Why sleeping more is healthy, helps you lose weight, and can even help you keep your New Year's resolutions

Pexels

Sleep is good, period. But sadly, many people neglect to have a proper night's sleep because they are so caught up with their day-to-day activities, such as work, that they allow it to affect every aspect of their lives.

Looking to encourage people to get at least six hours of sleep a day, "The Art of Falling Asleep" co-author Dave Gibson, has told The Huffington Post that sleeping actually helps people stick to their New Year's resolutions more. Whenever the New Year rings in, people promise themselves that they will lose weight, exercise more, and eat healthier. But after just a few weeks, they revert back to their old ways.

Gibson said that if people focus more on getting proper sleep, everything will fall into place. Take eating healthy, for example. Gibson said that people tend to reach for sweets and carbs if they're feeling tired instead of healthy foods such as fruits and vegetables.
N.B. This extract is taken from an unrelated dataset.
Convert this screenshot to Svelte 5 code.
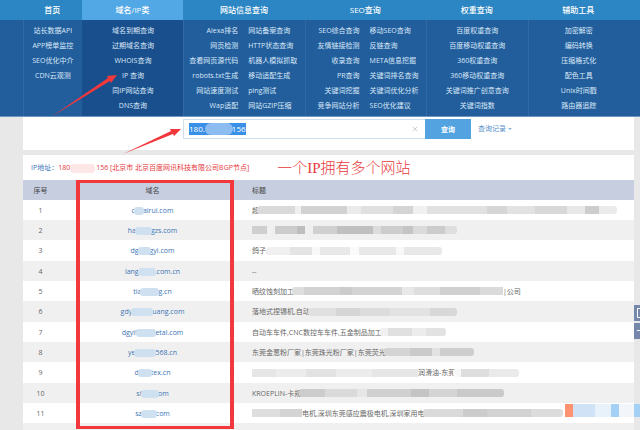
<script lang="ts">
	import { onMount } from 'svelte';

	// a number pair is a pixelated block: [width, grey level]
	type Part = string | [number, number];

	const menus = [
		{ title: '首页', kind: 'home', cols: [['站长数据API', 'APP榜单监控', 'SEO优化中介', 'CDN云观测']] },
		{
			title: '域名/IP类',
			kind: 'domain',
			cols: [['域名到期查询', '过期域名查询', 'WHOIS查询', 'IP 查询', '同IP网站查询', 'DNS查询']]
		},
		{
			title: '网站信息查询',
			kind: 'wide',
			cols: [
				['Alexa排名', '网页检测', '查看网页源代码', 'robots.txt生成', '网站速度测试', 'Wap适配'],
				['网站备案查询', 'HTTP状态查询', '机器人模拟抓取', '移动适配生成', 'ping测试', '网站GZIP压缩']
			]
		},
		{
			title: 'SEO查询',
			kind: 'wide',
			cols: [
				['SEO综合查询', '友情链接检测', '收录查询', 'PR查询', '关键词挖掘', '竞争网站分析'],
				['移动SEO查询', '反链查询', 'META信息挖掘', '关键词排名查询', '关键词优化分析', 'SEO优化建议']
			]
		},
		{
			title: '权重查询',
			kind: 'weight',
			cols: [
				['百度权重查询', '百度移动权重查询', '360权重查询', '360移动权重查询', '关键词推广创意查询', '关键词指数']
			]
		},
		{
			title: '辅助工具',
			kind: 'tools',
			cols: [['加密解密', '编码转换', '压缩格式化', '配色工具', 'Unix时间戳', '路由器追踪']]
		}
	];

	const rows: { head: string; mask: number; tail: string; title: Part[] }[] = [
		{ head: 'c', mask: 10, tail: 'airui.com', title: ['超', [38, 218], [6, 240], [46, 210], [14, 235], [32, 224], [20, 212], [14, 240], [60, 225], [20, 214], [28, 226], [32, 216], [18, 232], [14, 205], [18, 235]] },
		{ head: 'ha', mask: 17, tail: 'gzs.com', title: [[15, 207], [8, 240], [22, 204], [8, 190], [8, 240], [24, 208], [36, 192], [8, 220], [22, 205], [10, 196], [14, 218], [18, 204], [12, 222]] },
		{ head: 'dg', mask: 13, tail: 'gyi.com', title: ['鸽子,', [24, 240], [22, 228], [8, 248], [30, 232], [9, 250], [37, 232], [8, 248], [38, 232]] },
		{ head: 'lang', mask: 18, tail: '.com.cn', title: ['--'] },
		{ head: 'tia', mask: 19, tail: 'g.cn', title: ['晒纹蚀刻加工', [12, 222], [36, 210], [12, 204], [50, 212], [12, 232], [26, 222], [40, 208], [23, 218], '|公司'] },
		{ head: 'gdy', mask: 22, tail: 'uang.com', title: ['落地式捏锡机,自动', [28, 224], [24, 214], [30, 220], [40, 226], [27, 216]] },
		{ head: 'dgyif', mask: 20, tail: 'etal.com', title: ['自动车车件,CNC数控车车件,五金制品加工', [8, 240], [24, 224], [14, 236], [20, 226]] },
		{ head: 'ye', mask: 22, tail: '568.cn', title: ['东莞金葱粉厂家|东莞珠光粉厂家|东莞荧光', [26, 212], [22, 202], [8, 226], [34, 206]] },
		{ head: 'd', mask: 14, tail: 'tex.cn', title: [[24, 230], [30, 236], [30, 226], [36, 236], [46, 230], '润滑油-东莞', [8, 248], [28, 222], [30, 234]] },
		{ head: 'sf', mask: 18, tail: 'om', title: ['KROEPLIN-卡规', [26, 204], [32, 218], [10, 230], [44, 208], [18, 196], [28, 212], [47, 202]] },
		{ head: 'sz', mask: 16, tail: 'com', title: [[28, 222], [22, 212], '电机,深圳东莞感应震极电机,深圳家用电', [40, 218], [24, 204], [44, 210], [32, 220]] }
	];

	let ip = $state('180.\u00a0\u00a0\u00a0\u00a0\u00a0\u00a0\u00a0\u00a0\u00a0\u00a0\u00a0\u00a0\u00a0156');
	let box: HTMLInputElement;

	onMount(() => {
		box.focus();
		box.select();
	});
</script>

<div class="page">
	<nav>
		{#each menus as menu}
			<section class={menu.kind}>
				<a class="title" href="#top">{menu.title}</a>
				<div class="drop">
					{#each menu.cols as col}
						<ul>
							{#each col as item}
								<li><a href="#top">{item}</a></li>
							{/each}
						</ul>
					{/each}
				</div>
			</section>
		{/each}
	</nav>

	<main>
		<form class="search" onsubmit={(e) => e.preventDefault()}>
			<div class="field">
				<input aria-label="IP" bind:this={box} bind:value={ip} />
				<span class="smudge"></span>
				<button type="button" class="clear" aria-label="×" onclick={() => (ip = '')}>
					<svg viewBox="0 0 8 8"><path d="M1 1l6 6M7 1l-6 6" /></svg>
				</button>
			</div>
			<button class="go">查询</button>
			<a class="history" href="#top">
				查询记录
				<svg viewBox="0 0 4 3"><path d="M0 0h4l-2 2z" /></svg>
			</a>
		</form>

		<div class="result">
			<div class="summary">
				<p>
					<span class="key">IP地址：</span>180<i></i>156 [北京市 北京百度网讯科技有限公司BGP节点]
				</p>
				<strong>一个IP拥有多个网站</strong>
			</div>
			<table>
				<thead>
					<tr><th class="no">序号</th><th class="domain">域名</th><th class="name">标题</th></tr>
				</thead>
				<tbody>
					{#each rows as row, i}
						<tr>
							<td>{i + 1}</td>
							<td>
								<a href="#top">{row.head}<i style:width="{row.mask}px"></i>{row.tail}</a>
							</td>
							<td class="name">
								<div class="parts">
									{#each row.title as part}
										{#if typeof part === 'string'}
											<span>{part}</span>
										{:else}
											<b style:width="{part[0]}px" style:background="rgb({part[1]}, {part[1]}, {part[1]})"></b>
										{/if}
									{/each}
								</div>
							</td>
						</tr>
					{/each}
					<tr><td></td><td></td><td></td></tr>
				</tbody>
			</table>
			<div class="frame"></div>
		</div>
	</main>

	<svg class="arrows" viewBox="0 0 640 430">
		<path d="M51 117L108 78L107 76L117 75L111 83L110 81Z" />
		<path d="M123 154L171 131L170 129L181 129L174 136L173 134Z" />
	</svg>

	<aside>
		<button aria-label="□"><svg viewBox="0 0 6 16"><path d="M6 3.5H3.5v9H6" /></svg></button>
		<button aria-label="•"><svg viewBox="0 0 6 16"><path d="M3 7.5h3" /></svg></button>
	</aside>

	<div class="mark"><i></i><i></i><i></i><i></i><i></i><i></i></div>
</div>

<style>
	:global(body) {
		background: #e8e8e8;
	}

	.page {
		position: relative;
		height: 100vh;
		overflow: hidden;
		font: 7px/15px 'Open Sans', 'Noto Sans CJK SC', sans-serif;
		color: #666;
	}

	a {
		color: inherit;
		text-decoration: none;
	}

	button {
		border: 0;
		padding: 0;
		font: inherit;
	}

	nav {
		display: flex;
		height: 117px;
		padding: 0 11px 0 23px;
		box-sizing: border-box;
		background: linear-gradient(#2c86c3 20px, #225d9c 20px);
		border-bottom: 1px solid #6f96c0;
		color: #d9e9f8;
	}

	section {
		flex: 102 1 0;
		display: flex;
		flex-direction: column;
		text-align: center;
	}

	.home {
		flex-grow: 59;
	}

	.wide {
		flex-grow: 122;
	}

	.title {
		height: 20px;
		font-size: 8px;
		line-height: 20px;
		font-weight: 500;
		color: #fff;
	}

	.drop {
		flex: 1;
		display: flex;
		gap: 10px;
		padding-top: 3px;
		border-left: 1px solid #2f6aa6;
	}

	section.domain .title {
		background: #52a7e5;
	}

	section.domain .drop {
		background: #194f8c;
		border-color: #194f8c;
	}

	ul {
		flex: 1;
		margin: 0;
		padding: 0;
		list-style: none;
		white-space: nowrap;
	}

	.wide ul:first-child {
		flex: 0 0 54px;
		text-align: right;
	}

	.wide ul:last-child {
		text-align: left;
	}

	main {
		padding: 0 6px 0 23px;
	}

	.search {
		display: flex;
		height: 33px;
		box-sizing: border-box;
		padding: 2px 0 11px 160px;
		background: #fff;
	}

	.field {
		position: relative;
		flex: 0 1 242px;
		display: flex;
		align-items: center;
		border: 1px solid #cfdfec;
		border-right: 0;
		box-sizing: border-box;
	}

	input {
		flex: 1;
		min-width: 0;
		border: 0;
		outline: 0;
		padding: 0 5px;
		background: none;
		font: 8px/12px 'Open Sans', sans-serif;
		color: #333;
	}

	input::selection {
		background: #3a8fe6;
		color: #fff;
	}

	.smudge {
		position: absolute;
		left: 21px;
		top: 3px;
		width: 28px;
		height: 12px;
		border-radius: 6px;
		background: #8dbcf0;
	}

	.clear {
		width: 20px;
		height: 18px;
		background: none;
	}

	.clear svg {
		width: 6px;
		height: 6px;
		fill: none;
		stroke: #b4bfc9;
	}

	.go {
		width: 46px;
		background: #52a3df;
		color: #fff;
		font-weight: 600;
	}

	.history {
		padding-left: 7px;
		line-height: 20px;
		color: #5590c8;
	}

	.history svg {
		width: 4px;
		height: 3px;
		fill: #8bb4da;
	}

	.result {
		position: relative;
		margin-top: 5px;
		background: #fff;
	}

	.summary {
		display: flex;
		align-items: center;
		gap: 28px;
		height: 25px;
		padding-left: 8px;
		color: #e8393c;
		white-space: nowrap;
	}

	.summary p {
		margin: 0;
	}

	.key {
		color: #3a76b5;
	}

	.summary i {
		display: inline-block;
		width: 25px;
		height: 9px;
		margin-right: 1px;
		border-radius: 4px;
		background: #fde6e6;
		vertical-align: middle;
	}

	strong {
		font: 15px/20px 'Liberation Serif', 'Noto Sans CJK SC', serif;
		font-weight: 300;
	}

	table {
		width: 100%;
		border-collapse: collapse;
		table-layout: fixed;
		text-align: center;
	}

	th,
	td {
		height: 20px;
		padding: 0;
		font-weight: 400;
	}

	th {
		background: #c7cee0;
		color: #444;
	}

	.no {
		width: 35px;
		padding-right: 18px;
	}

	th.domain {
		width: 153px;
	}

	td:first-child {
		padding-right: 18px;
	}

	.name {
		padding-left: 23px;
		text-align: left;
	}

	tbody tr:nth-child(even) {
		background: #f0f0f0;
	}

	tbody tr:nth-child(3n) td {
		height: 21px;
	}

	td a {
		color: #3a74b4;
	}

	/* blobs smear over the letters beside them */
	td i {
		position: relative;
		display: inline-block;
		height: 8px;
		margin: 0 -1px;
		border-radius: 3px;
		background: #cfe0f0;
		vertical-align: middle;
	}

	.parts {
		display: flex;
		align-items: center;
		white-space: nowrap;
	}

	.parts b {
		position: relative;
		height: 8px;
	}

	.parts span + b {
		margin-left: -2px;
		border-radius: 3px 0 0 3px;
	}

	.parts b:last-child {
		border-radius: 0 3px 3px 0;
	}

	.frame {
		position: absolute;
		left: 53px;
		top: 25px;
		width: 158px;
		height: 249px;
		box-sizing: border-box;
		border: solid #f2383c;
		border-width: 3px 4px;
	}

	.arrows {
		position: absolute;
		left: 0;
		top: 0;
		width: 640px;
		height: 430px;
		fill: #f2383c;
		pointer-events: none;
	}

	aside {
		position: absolute;
		right: 0;
		top: 305px;
		display: grid;
		gap: 2px;
	}

	aside button {
		width: 6px;
		height: 16px;
		background: #7587ab;
	}

	aside svg {
		display: block;
		width: 6px;
		height: 16px;
		fill: none;
		stroke: #fff;
	}

	.mark {
		position: absolute;
		right: 0;
		top: 404px;
		display: flex;
	}

	.mark i {
		width: 8px;
		height: 13px;
		background: #ff9270;
	}

	.mark i:nth-child(2) {
		width: 22px;
		background: #cfe2f6;
	}

	.mark i:nth-child(3) {
		width: 16px;
		background: #e8f2fb;
	}

	.mark i:nth-child(4) {
		background: #a5d0f5;
	}

	.mark i:nth-child(5) {
		width: 15px;
		background: #f2f6fb;
	}

	.mark i:nth-child(6) {
		width: 6px;
		background: #a5d0f5;
	}
</style>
"When you lack sleep you crave sugary sweet foods, carbs and salty snacks. They are pleasure foods. We don't tend to go for fatty foods and proteins because they aren't rewarding. Basically, you are pleasure eating as a stimulus," he said.

The same goes for weight loss. "If you don't sleep, you will get a reduced level of leptin, which is the hormone that will tell you you are full; and you get an increased level of ghrelin, which tells you when you are hungry," explained Gibson. "So you are removing the 'I am full' signal and adding the 'I am hungry' signal. As a result, you don't feel satisfied by food."

He added that lack of sleep fools the body into thinking that it is in crisis, so it clings to body fat, which is "the thing that gives me my energy."

As for exercise, Gibson said that good sleep helps people get the most out of their workouts. Sleep helps people improve their motor skills, so they function better on a physical level. "If you get less than six hours of sleep, you'll have a decrease in muscle strength and aerobic output. The more you sleep, the better you will exercise and the more you exercise, the better you will sleep - it's a nice cycle," he said.

Meanwhile, Raymonde Jean, MD, director of sleep medicine and associate director of critical care at St. Luke's-Roosevelt Hospital Center in New York City also provided another good and simple reason why proper sleep is good - it positively impacts a person's way of life.

"Many things that we take for granted are affected by sleep," he told Health Magazine. "If you sleep better, you can certainly live better. It's pretty clear."